Supplied material:
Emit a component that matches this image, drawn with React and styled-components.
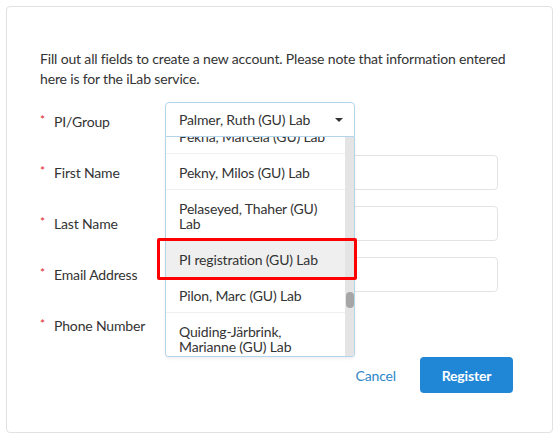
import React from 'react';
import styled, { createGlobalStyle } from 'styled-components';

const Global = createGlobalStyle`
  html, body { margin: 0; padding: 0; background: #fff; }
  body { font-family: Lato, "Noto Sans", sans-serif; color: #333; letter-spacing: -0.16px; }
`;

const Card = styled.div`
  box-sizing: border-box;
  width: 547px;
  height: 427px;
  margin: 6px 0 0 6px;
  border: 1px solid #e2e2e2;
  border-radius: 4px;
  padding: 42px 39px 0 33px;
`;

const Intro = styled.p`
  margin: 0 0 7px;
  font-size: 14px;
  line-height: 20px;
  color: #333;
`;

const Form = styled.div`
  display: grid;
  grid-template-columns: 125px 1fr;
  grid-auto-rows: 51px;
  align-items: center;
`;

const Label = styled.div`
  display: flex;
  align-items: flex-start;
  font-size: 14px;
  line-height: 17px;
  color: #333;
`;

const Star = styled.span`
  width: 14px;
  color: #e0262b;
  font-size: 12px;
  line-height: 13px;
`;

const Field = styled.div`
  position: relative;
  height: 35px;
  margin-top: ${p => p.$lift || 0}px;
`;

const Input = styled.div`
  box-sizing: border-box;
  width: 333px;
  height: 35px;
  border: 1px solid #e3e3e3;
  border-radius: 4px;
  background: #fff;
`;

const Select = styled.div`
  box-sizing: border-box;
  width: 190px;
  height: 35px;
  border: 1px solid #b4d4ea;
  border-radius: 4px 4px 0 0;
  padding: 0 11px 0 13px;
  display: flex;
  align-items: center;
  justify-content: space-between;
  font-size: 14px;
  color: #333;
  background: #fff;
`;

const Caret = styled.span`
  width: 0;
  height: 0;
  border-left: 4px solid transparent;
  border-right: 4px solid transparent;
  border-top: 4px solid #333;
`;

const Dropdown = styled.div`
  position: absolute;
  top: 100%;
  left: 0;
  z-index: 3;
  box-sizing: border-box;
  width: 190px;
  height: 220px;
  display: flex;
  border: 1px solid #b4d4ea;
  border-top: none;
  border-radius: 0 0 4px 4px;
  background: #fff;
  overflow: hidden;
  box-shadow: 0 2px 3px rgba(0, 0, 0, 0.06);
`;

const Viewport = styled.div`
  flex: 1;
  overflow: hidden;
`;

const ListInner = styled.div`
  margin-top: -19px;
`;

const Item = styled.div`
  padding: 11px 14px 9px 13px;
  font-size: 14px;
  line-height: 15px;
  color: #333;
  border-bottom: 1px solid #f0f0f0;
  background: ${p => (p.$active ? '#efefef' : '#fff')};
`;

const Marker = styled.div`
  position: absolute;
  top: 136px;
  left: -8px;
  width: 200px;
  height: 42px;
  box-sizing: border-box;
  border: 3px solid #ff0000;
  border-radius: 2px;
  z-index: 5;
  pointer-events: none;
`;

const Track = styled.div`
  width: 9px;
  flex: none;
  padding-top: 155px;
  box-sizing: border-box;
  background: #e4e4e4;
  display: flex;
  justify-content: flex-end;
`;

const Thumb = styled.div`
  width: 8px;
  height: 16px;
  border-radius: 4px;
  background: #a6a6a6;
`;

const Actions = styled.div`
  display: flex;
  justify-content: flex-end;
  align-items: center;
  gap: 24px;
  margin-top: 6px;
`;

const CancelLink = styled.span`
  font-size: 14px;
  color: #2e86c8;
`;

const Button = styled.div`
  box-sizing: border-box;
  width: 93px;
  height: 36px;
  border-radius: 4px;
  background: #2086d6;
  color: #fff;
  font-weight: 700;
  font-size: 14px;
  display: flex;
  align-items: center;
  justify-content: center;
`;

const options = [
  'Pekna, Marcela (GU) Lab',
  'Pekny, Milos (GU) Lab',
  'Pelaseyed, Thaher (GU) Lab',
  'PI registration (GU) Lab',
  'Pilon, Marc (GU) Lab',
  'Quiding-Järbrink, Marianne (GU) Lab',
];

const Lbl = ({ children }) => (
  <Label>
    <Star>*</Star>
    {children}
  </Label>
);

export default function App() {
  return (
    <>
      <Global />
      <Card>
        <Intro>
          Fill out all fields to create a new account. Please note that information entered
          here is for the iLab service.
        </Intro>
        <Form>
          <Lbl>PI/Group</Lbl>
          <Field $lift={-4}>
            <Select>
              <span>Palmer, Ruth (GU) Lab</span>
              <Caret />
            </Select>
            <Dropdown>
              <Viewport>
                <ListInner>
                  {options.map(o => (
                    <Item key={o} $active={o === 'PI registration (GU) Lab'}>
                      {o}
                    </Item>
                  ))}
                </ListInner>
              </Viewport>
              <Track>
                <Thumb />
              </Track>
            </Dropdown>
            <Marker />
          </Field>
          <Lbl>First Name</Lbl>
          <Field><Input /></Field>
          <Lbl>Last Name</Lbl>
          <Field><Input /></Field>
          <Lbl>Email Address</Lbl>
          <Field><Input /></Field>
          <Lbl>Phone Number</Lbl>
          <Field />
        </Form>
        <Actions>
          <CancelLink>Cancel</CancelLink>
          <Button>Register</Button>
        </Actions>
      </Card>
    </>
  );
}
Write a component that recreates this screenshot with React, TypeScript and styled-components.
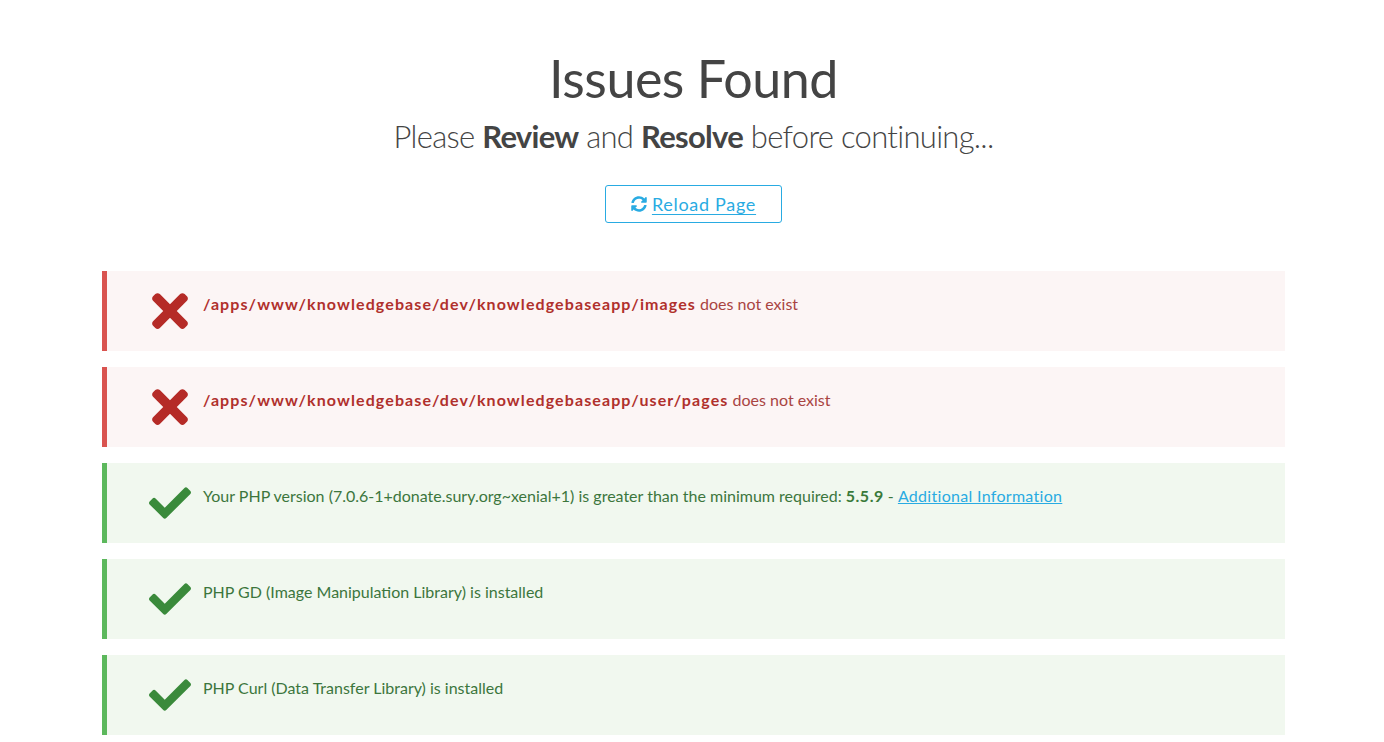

Given problem: Write out the whole listing again, exactly, with no pictures.

Response to the task:
Emit a component that matches this image, drawn with React and styled-components.
import React from 'react';
import styled, { createGlobalStyle } from 'styled-components';

const Global = createGlobalStyle`
  html, body { margin: 0; padding: 0; background: #fff; }
  body { font-family: Lato, "Noto Sans", sans-serif; color: #333; letter-spacing: -0.16px; }
`;

const Card = styled.div`
  box-sizing: border-box;
  width: 547px;
  height: 427px;
  margin: 6px 0 0 6px;
  border: 1px solid #e2e2e2;
  border-radius: 4px;
  padding: 42px 39px 0 33px;
`;

const Intro = styled.p`
  margin: 0 0 7px;
  font-size: 14px;
  line-height: 20px;
  color: #333;
`;

const Form = styled.div`
  display: grid;
  grid-template-columns: 125px 1fr;
  grid-auto-rows: 51px;
  align-items: center;
`;

const Label = styled.div`
  display: flex;
  align-items: flex-start;
  font-size: 14px;
  line-height: 17px;
  color: #333;
`;

const Star = styled.span`
  width: 14px;
  color: #e0262b;
  font-size: 12px;
  line-height: 13px;
`;

const Field = styled.div`
  position: relative;
  height: 35px;
  margin-top: ${p => p.$lift || 0}px;
`;

const Input = styled.div`
  box-sizing: border-box;
  width: 333px;
  height: 35px;
  border: 1px solid #e3e3e3;
  border-radius: 4px;
  background: #fff;
`;

const Select = styled.div`
  box-sizing: border-box;
  width: 190px;
  height: 35px;
  border: 1px solid #b4d4ea;
  border-radius: 4px 4px 0 0;
  padding: 0 11px 0 13px;
  display: flex;
  align-items: center;
  justify-content: space-between;
  font-size: 14px;
  color: #333;
  background: #fff;
`;

const Caret = styled.span`
  width: 0;
  height: 0;
  border-left: 4px solid transparent;
  border-right: 4px solid transparent;
  border-top: 4px solid #333;
`;

const Dropdown = styled.div`
  position: absolute;
  top: 100%;
  left: 0;
  z-index: 3;
  box-sizing: border-box;
  width: 190px;
  height: 220px;
  display: flex;
  border: 1px solid #b4d4ea;
  border-top: none;
  border-radius: 0 0 4px 4px;
  background: #fff;
  overflow: hidden;
  box-shadow: 0 2px 3px rgba(0, 0, 0, 0.06);
`;

const Viewport = styled.div`
  flex: 1;
  overflow: hidden;
`;

const ListInner = styled.div`
  margin-top: -19px;
`;

const Item = styled.div`
  padding: 11px 14px 9px 13px;
  font-size: 14px;
  line-height: 15px;
  color: #333;
  border-bottom: 1px solid #f0f0f0;
  background: ${p => (p.$active ? '#efefef' : '#fff')};
`;

const Marker = styled.div`
  position: absolute;
  top: 136px;
  left: -8px;
  width: 200px;
  height: 42px;
  box-sizing: border-box;
  border: 3px solid #ff0000;
  border-radius: 2px;
  z-index: 5;
  pointer-events: none;
`;

const Track = styled.div`
  width: 9px;
  flex: none;
  padding-top: 155px;
  box-sizing: border-box;
  background: #e4e4e4;
  display: flex;
  justify-content: flex-end;
`;

const Thumb = styled.div`
  width: 8px;
  height: 16px;
  border-radius: 4px;
  background: #a6a6a6;
`;

const Actions = styled.div`
  display: flex;
  justify-content: flex-end;
  align-items: center;
  gap: 24px;
  margin-top: 6px;
`;

const CancelLink = styled.span`
  font-size: 14px;
  color: #2e86c8;
`;

const Button = styled.div`
  box-sizing: border-box;
  width: 93px;
  height: 36px;
  border-radius: 4px;
  background: #2086d6;
  color: #fff;
  font-weight: 700;
  font-size: 14px;
  display: flex;
  align-items: center;
  justify-content: center;
`;

const options = [
  'Pekna, Marcela (GU) Lab',
  'Pekny, Milos (GU) Lab',
  'Pelaseyed, Thaher (GU) Lab',
  'PI registration (GU) Lab',
  'Pilon, Marc (GU) Lab',
  'Quiding-Järbrink, Marianne (GU) Lab',
];

const Lbl = ({ children }) => (
  <Label>
    <Star>*</Star>
    {children}
  </Label>
);

export default function App() {
  return (
    <>
      <Global />
      <Card>
        <Intro>
          Fill out all fields to create a new account. Please note that information entered
          here is for the iLab service.
        </Intro>
        <Form>
          <Lbl>PI/Group</Lbl>
          <Field $lift={-4}>
            <Select>
              <span>Palmer, Ruth (GU) Lab</span>
              <Caret />
            </Select>
            <Dropdown>
              <Viewport>
                <ListInner>
                  {options.map(o => (
                    <Item key={o} $active={o === 'PI registration (GU) Lab'}>
                      {o}
                    </Item>
                  ))}
                </ListInner>
              </Viewport>
              <Track>
                <Thumb />
              </Track>
            </Dropdown>
            <Marker />
          </Field>
          <Lbl>First Name</Lbl>
          <Field><Input /></Field>
          <Lbl>Last Name</Lbl>
          <Field><Input /></Field>
          <Lbl>Email Address</Lbl>
          <Field><Input /></Field>
          <Lbl>Phone Number</Lbl>
          <Field />
        </Form>
        <Actions>
          <CancelLink>Cancel</CancelLink>
          <Button>Register</Button>
        </Actions>
      </Card>
    </>
  );
}
Write a component that recreates this screenshot with React, TypeScript and styled-components.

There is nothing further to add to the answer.